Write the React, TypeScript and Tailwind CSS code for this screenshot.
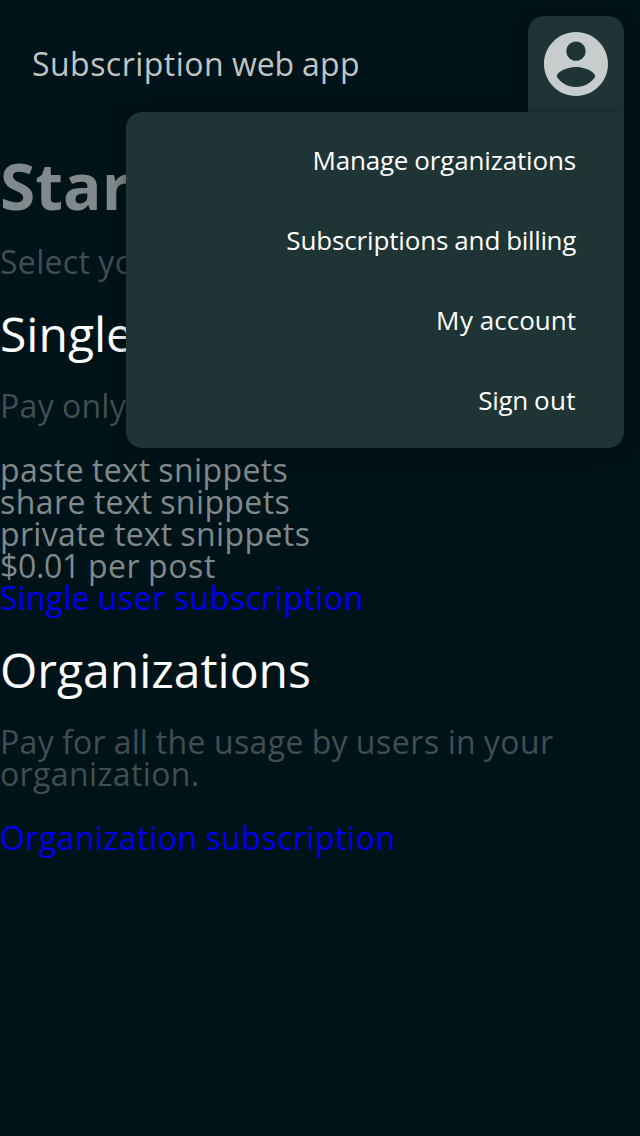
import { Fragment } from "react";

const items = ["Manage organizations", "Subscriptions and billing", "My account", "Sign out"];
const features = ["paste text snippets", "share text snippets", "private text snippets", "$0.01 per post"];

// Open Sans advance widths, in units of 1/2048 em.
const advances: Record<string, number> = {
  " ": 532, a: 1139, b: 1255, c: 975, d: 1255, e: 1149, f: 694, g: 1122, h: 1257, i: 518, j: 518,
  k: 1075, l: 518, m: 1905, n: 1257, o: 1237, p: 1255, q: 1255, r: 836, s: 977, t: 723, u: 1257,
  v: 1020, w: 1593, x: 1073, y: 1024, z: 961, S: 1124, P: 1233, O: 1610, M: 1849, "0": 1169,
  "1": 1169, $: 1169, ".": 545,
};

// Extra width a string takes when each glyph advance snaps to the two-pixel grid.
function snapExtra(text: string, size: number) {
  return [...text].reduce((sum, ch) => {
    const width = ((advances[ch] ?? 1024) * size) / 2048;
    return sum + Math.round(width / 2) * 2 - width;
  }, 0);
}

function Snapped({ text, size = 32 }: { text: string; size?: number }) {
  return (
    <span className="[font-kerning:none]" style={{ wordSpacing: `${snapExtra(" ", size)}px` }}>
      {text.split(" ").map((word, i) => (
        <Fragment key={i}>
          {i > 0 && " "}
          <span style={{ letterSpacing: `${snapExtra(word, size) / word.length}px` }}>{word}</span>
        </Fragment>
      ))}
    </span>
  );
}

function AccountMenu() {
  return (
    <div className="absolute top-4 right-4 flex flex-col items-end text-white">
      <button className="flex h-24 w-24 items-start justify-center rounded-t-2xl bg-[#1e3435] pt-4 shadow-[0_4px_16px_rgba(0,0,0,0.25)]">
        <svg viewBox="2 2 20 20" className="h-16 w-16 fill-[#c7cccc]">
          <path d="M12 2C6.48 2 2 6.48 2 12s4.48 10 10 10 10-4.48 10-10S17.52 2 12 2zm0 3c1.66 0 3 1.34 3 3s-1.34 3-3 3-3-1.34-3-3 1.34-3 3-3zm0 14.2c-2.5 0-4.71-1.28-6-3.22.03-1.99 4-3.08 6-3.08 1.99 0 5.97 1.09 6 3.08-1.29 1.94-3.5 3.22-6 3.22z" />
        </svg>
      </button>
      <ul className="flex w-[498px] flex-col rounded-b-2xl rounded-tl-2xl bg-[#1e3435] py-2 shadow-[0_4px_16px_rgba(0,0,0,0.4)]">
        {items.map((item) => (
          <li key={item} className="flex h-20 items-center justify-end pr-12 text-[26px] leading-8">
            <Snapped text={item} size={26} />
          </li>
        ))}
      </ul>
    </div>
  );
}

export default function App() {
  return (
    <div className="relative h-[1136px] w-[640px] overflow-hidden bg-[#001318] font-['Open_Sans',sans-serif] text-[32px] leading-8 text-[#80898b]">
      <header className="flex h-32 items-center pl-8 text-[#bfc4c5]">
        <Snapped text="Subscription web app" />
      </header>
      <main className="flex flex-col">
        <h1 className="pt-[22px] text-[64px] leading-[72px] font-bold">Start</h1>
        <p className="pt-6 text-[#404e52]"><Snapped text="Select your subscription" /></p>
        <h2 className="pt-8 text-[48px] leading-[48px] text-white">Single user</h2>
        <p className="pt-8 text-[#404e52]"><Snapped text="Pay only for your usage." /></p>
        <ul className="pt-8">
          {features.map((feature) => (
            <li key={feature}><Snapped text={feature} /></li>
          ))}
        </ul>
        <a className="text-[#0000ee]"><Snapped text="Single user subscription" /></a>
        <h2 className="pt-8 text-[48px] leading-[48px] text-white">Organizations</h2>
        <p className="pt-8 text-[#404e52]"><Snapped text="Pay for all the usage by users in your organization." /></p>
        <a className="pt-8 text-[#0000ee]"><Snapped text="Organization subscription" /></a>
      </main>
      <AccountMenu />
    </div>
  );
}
==================================================
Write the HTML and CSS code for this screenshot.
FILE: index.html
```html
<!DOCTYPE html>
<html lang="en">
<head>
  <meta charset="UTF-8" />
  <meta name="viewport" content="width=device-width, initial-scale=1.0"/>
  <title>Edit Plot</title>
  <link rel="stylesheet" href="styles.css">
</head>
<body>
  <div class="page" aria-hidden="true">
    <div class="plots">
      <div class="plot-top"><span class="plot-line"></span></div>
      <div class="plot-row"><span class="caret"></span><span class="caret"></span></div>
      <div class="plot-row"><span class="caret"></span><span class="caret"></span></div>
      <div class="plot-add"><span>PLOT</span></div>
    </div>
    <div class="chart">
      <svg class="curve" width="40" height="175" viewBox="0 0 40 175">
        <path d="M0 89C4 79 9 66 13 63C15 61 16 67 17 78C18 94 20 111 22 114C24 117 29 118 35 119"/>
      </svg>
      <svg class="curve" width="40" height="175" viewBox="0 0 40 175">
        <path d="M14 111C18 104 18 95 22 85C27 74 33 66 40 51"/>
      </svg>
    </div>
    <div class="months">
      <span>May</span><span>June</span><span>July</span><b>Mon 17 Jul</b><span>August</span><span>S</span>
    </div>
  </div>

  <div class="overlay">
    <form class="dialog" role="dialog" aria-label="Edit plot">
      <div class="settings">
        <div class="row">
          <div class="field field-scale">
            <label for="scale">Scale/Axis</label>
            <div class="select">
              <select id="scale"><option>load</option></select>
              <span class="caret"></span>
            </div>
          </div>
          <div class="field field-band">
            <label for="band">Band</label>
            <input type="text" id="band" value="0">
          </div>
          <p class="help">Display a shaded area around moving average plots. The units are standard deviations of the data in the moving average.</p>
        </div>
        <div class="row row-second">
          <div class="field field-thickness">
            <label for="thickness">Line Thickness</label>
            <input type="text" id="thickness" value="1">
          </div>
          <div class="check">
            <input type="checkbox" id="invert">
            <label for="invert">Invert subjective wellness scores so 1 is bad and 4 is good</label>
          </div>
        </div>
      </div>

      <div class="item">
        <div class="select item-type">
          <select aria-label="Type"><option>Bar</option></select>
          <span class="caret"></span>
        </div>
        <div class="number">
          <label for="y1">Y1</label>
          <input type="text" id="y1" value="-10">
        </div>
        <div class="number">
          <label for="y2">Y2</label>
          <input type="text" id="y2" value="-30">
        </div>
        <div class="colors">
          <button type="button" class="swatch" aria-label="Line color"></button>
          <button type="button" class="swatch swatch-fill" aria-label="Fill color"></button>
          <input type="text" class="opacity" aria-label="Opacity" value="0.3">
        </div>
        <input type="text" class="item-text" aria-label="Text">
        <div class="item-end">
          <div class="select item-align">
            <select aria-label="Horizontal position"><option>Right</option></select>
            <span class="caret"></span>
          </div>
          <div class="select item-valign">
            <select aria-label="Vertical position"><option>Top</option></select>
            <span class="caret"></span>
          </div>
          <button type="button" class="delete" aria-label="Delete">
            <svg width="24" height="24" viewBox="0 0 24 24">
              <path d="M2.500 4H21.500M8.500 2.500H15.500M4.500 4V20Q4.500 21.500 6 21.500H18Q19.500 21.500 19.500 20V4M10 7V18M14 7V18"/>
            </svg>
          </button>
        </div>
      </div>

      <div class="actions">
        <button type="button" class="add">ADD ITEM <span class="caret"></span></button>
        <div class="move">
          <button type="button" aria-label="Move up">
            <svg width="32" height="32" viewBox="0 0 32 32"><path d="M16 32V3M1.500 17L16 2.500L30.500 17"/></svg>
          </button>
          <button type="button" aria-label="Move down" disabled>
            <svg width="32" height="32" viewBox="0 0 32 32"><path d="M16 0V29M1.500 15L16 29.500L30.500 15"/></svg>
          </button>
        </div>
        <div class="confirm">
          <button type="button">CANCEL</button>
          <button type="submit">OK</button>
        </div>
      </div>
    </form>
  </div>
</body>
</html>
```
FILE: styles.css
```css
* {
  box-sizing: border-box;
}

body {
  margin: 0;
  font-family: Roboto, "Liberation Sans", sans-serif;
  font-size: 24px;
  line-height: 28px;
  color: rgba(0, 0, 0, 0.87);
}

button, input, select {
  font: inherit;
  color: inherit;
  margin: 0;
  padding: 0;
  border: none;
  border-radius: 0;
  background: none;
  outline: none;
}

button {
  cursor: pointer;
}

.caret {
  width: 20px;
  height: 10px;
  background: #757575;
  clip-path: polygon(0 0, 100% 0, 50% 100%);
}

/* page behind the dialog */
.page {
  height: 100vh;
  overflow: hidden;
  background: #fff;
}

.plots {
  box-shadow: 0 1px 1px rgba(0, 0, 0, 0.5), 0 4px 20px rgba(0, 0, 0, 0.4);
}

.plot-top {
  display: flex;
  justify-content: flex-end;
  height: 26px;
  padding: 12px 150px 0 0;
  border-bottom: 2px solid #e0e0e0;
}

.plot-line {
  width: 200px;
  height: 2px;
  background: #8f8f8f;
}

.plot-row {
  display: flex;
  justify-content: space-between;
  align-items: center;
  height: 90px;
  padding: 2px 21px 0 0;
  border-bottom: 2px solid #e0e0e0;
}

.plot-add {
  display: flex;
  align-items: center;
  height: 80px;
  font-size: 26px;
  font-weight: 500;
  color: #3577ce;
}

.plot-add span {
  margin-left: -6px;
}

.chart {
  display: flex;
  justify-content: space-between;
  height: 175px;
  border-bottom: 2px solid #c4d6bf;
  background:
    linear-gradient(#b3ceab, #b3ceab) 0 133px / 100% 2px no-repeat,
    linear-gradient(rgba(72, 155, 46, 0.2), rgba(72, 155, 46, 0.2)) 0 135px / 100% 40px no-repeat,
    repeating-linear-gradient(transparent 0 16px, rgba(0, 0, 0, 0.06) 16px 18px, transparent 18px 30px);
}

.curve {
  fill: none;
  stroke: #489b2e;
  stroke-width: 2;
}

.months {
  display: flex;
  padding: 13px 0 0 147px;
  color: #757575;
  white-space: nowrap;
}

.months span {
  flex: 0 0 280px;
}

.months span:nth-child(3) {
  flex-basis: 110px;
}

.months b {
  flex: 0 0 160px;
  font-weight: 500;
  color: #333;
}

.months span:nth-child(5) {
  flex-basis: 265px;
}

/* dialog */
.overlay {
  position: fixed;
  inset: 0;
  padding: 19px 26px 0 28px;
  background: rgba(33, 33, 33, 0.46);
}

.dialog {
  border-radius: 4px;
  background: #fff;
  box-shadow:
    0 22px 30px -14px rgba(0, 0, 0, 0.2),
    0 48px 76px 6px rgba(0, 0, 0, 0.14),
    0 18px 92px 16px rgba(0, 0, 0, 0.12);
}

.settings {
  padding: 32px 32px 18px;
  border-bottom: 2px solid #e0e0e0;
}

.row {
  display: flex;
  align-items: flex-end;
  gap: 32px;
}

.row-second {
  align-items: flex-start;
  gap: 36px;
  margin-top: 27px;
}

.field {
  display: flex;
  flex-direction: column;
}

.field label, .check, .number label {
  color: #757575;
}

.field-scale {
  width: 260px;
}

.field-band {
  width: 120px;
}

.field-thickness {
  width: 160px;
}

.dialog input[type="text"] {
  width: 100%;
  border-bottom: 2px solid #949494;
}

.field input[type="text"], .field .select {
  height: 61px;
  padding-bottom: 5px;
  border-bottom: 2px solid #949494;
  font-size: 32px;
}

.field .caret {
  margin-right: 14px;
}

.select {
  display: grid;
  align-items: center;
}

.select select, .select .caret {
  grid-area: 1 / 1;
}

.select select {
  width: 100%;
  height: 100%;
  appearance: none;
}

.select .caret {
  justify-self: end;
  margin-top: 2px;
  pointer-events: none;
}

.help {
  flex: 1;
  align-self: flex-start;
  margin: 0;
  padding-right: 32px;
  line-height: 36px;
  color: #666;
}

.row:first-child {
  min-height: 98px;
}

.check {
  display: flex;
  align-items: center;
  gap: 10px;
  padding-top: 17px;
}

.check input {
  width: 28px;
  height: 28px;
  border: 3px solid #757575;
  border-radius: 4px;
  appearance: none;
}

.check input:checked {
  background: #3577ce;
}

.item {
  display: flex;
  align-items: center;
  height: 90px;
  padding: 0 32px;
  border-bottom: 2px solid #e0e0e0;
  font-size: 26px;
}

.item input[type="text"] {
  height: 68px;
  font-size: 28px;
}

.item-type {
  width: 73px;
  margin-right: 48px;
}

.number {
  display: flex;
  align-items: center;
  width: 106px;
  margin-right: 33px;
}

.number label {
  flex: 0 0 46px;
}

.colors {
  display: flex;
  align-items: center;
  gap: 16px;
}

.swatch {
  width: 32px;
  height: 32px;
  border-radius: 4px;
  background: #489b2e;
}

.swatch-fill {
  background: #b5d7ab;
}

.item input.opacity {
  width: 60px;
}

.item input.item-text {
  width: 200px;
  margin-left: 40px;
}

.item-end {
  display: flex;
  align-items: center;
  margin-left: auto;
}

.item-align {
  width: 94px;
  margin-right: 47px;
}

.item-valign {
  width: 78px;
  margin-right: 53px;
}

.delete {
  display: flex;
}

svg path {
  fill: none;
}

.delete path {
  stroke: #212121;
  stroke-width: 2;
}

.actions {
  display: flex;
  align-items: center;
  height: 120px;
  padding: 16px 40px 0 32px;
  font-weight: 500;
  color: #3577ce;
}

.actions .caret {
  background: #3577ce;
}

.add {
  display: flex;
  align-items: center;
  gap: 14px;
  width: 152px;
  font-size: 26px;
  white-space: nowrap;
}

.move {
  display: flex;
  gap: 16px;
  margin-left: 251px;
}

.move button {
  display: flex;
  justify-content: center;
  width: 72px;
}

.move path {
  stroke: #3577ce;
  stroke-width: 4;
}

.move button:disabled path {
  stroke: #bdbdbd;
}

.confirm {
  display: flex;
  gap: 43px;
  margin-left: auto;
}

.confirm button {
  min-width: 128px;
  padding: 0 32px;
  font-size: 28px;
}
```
==================================================
Which lines contain "Write"? Copy each of them out.

Write the React, TypeScript and Tailwind CSS code for this screenshot.
Write the HTML and CSS code for this screenshot.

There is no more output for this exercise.